**Task goal**
Set all the material down again unchanged, without the pictures.

**Source material**
□ □ □ □

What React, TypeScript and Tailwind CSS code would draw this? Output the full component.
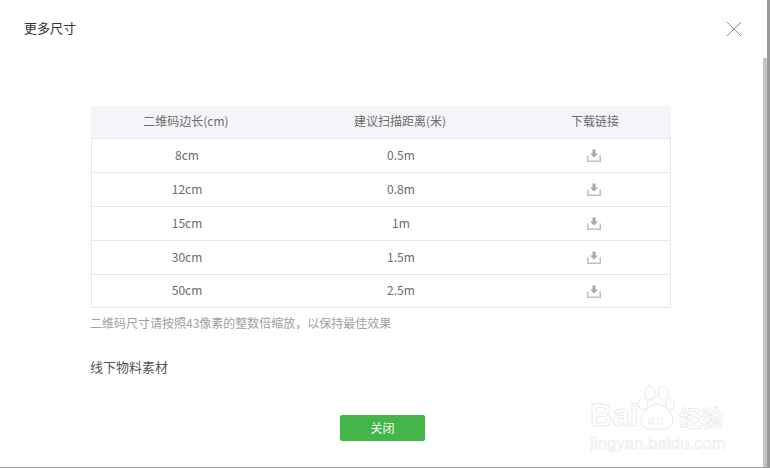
const rows = [
  ['8cm', '0.5m'],
  ['12cm', '0.8m'],
  ['15cm', '1m'],
  ['30cm', '1.5m'],
  ['50cm', '2.5m'],
];

function DownloadIcon() {
  return (
    <svg width="14" height="13" viewBox="0 0 14 13" fill="none">
      <path d="M5.5 0.5h3v4h2.5L7 8.5 3 4.5h2.5z" fill="#a8a8a8" />
      <path d="M0.75 6.5v5.75h12.5V6.5" stroke="#c0c0c0" strokeWidth="1.5" />
    </svg>
  );
}

function Watermark() {
  return (
    <div className="absolute left-[590px] top-[385px] w-[140px] text-transparent [-webkit-text-stroke:1px_#ececec] font-['Liberation_Sans',sans-serif]">
      <div className="flex h-[46px] items-end">
        <span className="text-[31px] leading-[31px] font-bold">Bai</span>
        <svg width="40" height="46" viewBox="0 0 40 46" className="ml-[-1px] shrink-0" fill="none" stroke="#e6e6e6">
          <ellipse cx="13" cy="8" rx="5" ry="7" />
          <ellipse cx="26" cy="8" rx="5" ry="7" />
          <ellipse cx="6" cy="19" rx="4.5" ry="6" />
          <ellipse cx="33" cy="19" rx="4.5" ry="6" />
          <path d="M20 19c-7 0-16 9-16 16 0 7 5 9 9 9h14c4 0 9-2 9-9 0-7-9-16-16-16z" />
          <path d="M16 30v9h-4v-5h4M21 33v6h4v-6" />
        </svg>
        <span className="ml-[2px] shrink-0 text-[22px] leading-[29px] font-bold font-['Noto_Sans_CJK_SC',sans-serif] [-webkit-text-stroke:0.7px_#e8e8e8]">经验</span>
      </div>
      <div className="mt-[3px] whitespace-nowrap text-[16px] leading-[20px] tracking-[0.4px] [-webkit-text-stroke:0.7px_#ececec]">jingyan.baidu.com</div>
    </div>
  );
}

export default function App() {
  return (
    <div className="relative h-[468px] w-[770px] overflow-hidden bg-white font-['Noto_Sans_CJK_SC','Liberation_Sans',sans-serif]">
      <div className="flex h-[467px] w-[767px] flex-col">
        <div className="flex h-[106px] items-start justify-between pl-[24px] pr-[25px] pt-[18px]">
          <h2 className="text-[13px] leading-[20px] font-normal text-[#333]">更多尺寸</h2>
          <svg width="16" height="16" viewBox="0 0 16 16" className="mt-[3px]" stroke="#8c8c8c" strokeWidth="1">
            <path d="M1 1l14 14M15 1L1 15" />
          </svg>
        </div>
        <div className="ml-[91px] w-[580px] border-b border-[#e7e7eb] text-[12px] text-[#6b6b6b]">
          <div className="grid h-[33px] grid-cols-[190px_238px_152px] items-center border-b border-[#e7e7eb] bg-[#f4f5f9] pb-[2px]">
            <div className="text-center">二维码边长(cm)</div>
            <div className="text-center">建议扫描距离(米)</div>
            <div className="text-center">下载链接</div>
          </div>
          {rows.map(([size, dist], i) => (
            <div
              key={size}
              className={`grid grid-cols-[190px_238px_152px] items-center border-x border-[#e7e7eb] pb-[2px] ${i < rows.length - 1 ? 'h-[34px] border-b' : 'h-[32px]'}`}
            >
              <div className="text-center">{size}</div>
              <div className="text-center">{dist}</div>
              <div className="flex justify-center pr-[4px] pt-[2px]"><DownloadIcon /></div>
            </div>
          ))}
        </div>
        <p className="ml-[90px] mt-[6px] text-[12px] leading-[18px] text-[#a0a0a0]">二维码尺寸请按照43像素的整数倍缩放，以保持最佳效果</p>
        <p className="ml-[90px] mt-[25px] text-[13px] leading-[20px] text-[#555]">线下物料素材</p>
        <div className="ml-[340px] mt-[37px]">
          <button className="h-[26px] w-[85px] rounded-[2px] bg-[#44b549] text-[12px] text-white">关闭</button>
        </div>
      </div>
      <div className="absolute left-[763px] top-[58px] h-[409px] w-[4px] bg-[#c4c4c4]" />
      <div className="absolute right-0 top-0 h-[468px] w-[3px] bg-[#999]" />
      <div className="absolute bottom-0 left-0 h-[1px] w-[770px] bg-[#999]" />
      <Watermark />
    </div>
  );
}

□ □ □ □

**Answer to this exercise**
What React, TypeScript and Tailwind CSS code would draw this? Output the full component.
const rows = [
  ['8cm', '0.5m'],
  ['12cm', '0.8m'],
  ['15cm', '1m'],
  ['30cm', '1.5m'],
  ['50cm', '2.5m'],
];

function DownloadIcon() {
  return (
    <svg width="14" height="13" viewBox="0 0 14 13" fill="none">
      <path d="M5.5 0.5h3v4h2.5L7 8.5 3 4.5h2.5z" fill="#a8a8a8" />
      <path d="M0.75 6.5v5.75h12.5V6.5" stroke="#c0c0c0" strokeWidth="1.5" />
    </svg>
  );
}

function Watermark() {
  return (
    <div className="absolute left-[590px] top-[385px] w-[140px] text-transparent [-webkit-text-stroke:1px_#ececec] font-['Liberation_Sans',sans-serif]">
      <div className="flex h-[46px] items-end">
        <span className="text-[31px] leading-[31px] font-bold">Bai</span>
        <svg width="40" height="46" viewBox="0 0 40 46" className="ml-[-1px] shrink-0" fill="none" stroke="#e6e6e6">
          <ellipse cx="13" cy="8" rx="5" ry="7" />
          <ellipse cx="26" cy="8" rx="5" ry="7" />
          <ellipse cx="6" cy="19" rx="4.5" ry="6" />
          <ellipse cx="33" cy="19" rx="4.5" ry="6" />
          <path d="M20 19c-7 0-16 9-16 16 0 7 5 9 9 9h14c4 0 9-2 9-9 0-7-9-16-16-16z" />
          <path d="M16 30v9h-4v-5h4M21 33v6h4v-6" />
        </svg>
        <span className="ml-[2px] shrink-0 text-[22px] leading-[29px] font-bold font-['Noto_Sans_CJK_SC',sans-serif] [-webkit-text-stroke:0.7px_#e8e8e8]">经验</span>
      </div>
      <div className="mt-[3px] whitespace-nowrap text-[16px] leading-[20px] tracking-[0.4px] [-webkit-text-stroke:0.7px_#ececec]">jingyan.baidu.com</div>
    </div>
  );
}

export default function App() {
  return (
    <div className="relative h-[468px] w-[770px] overflow-hidden bg-white font-['Noto_Sans_CJK_SC','Liberation_Sans',sans-serif]">
      <div className="flex h-[467px] w-[767px] flex-col">
        <div className="flex h-[106px] items-start justify-between pl-[24px] pr-[25px] pt-[18px]">
          <h2 className="text-[13px] leading-[20px] font-normal text-[#333]">更多尺寸</h2>
          <svg width="16" height="16" viewBox="0 0 16 16" className="mt-[3px]" stroke="#8c8c8c" strokeWidth="1">
            <path d="M1 1l14 14M15 1L1 15" />
          </svg>
        </div>
        <div className="ml-[91px] w-[580px] border-b border-[#e7e7eb] text-[12px] text-[#6b6b6b]">
          <div className="grid h-[33px] grid-cols-[190px_238px_152px] items-center border-b border-[#e7e7eb] bg-[#f4f5f9] pb-[2px]">
            <div className="text-center">二维码边长(cm)</div>
            <div className="text-center">建议扫描距离(米)</div>
            <div className="text-center">下载链接</div>
          </div>
          {rows.map(([size, dist], i) => (
            <div
              key={size}
              className={`grid grid-cols-[190px_238px_152px] items-center border-x border-[#e7e7eb] pb-[2px] ${i < rows.length - 1 ? 'h-[34px] border-b' : 'h-[32px]'}`}
            >
              <div className="text-center">{size}</div>
              <div className="text-center">{dist}</div>
              <div className="flex justify-center pr-[4px] pt-[2px]"><DownloadIcon /></div>
            </div>
          ))}
        </div>
        <p className="ml-[90px] mt-[6px] text-[12px] leading-[18px] text-[#a0a0a0]">二维码尺寸请按照43像素的整数倍缩放，以保持最佳效果</p>
        <p className="ml-[90px] mt-[25px] text-[13px] leading-[20px] text-[#555]">线下物料素材</p>
        <div className="ml-[340px] mt-[37px]">
          <button className="h-[26px] w-[85px] rounded-[2px] bg-[#44b549] text-[12px] text-white">关闭</button>
        </div>
      </div>
      <div className="absolute left-[763px] top-[58px] h-[409px] w-[4px] bg-[#c4c4c4]" />
      <div className="absolute right-0 top-0 h-[468px] w-[3px] bg-[#999]" />
      <div className="absolute bottom-0 left-0 h-[1px] w-[770px] bg-[#999]" />
      <Watermark />
    </div>
  );
}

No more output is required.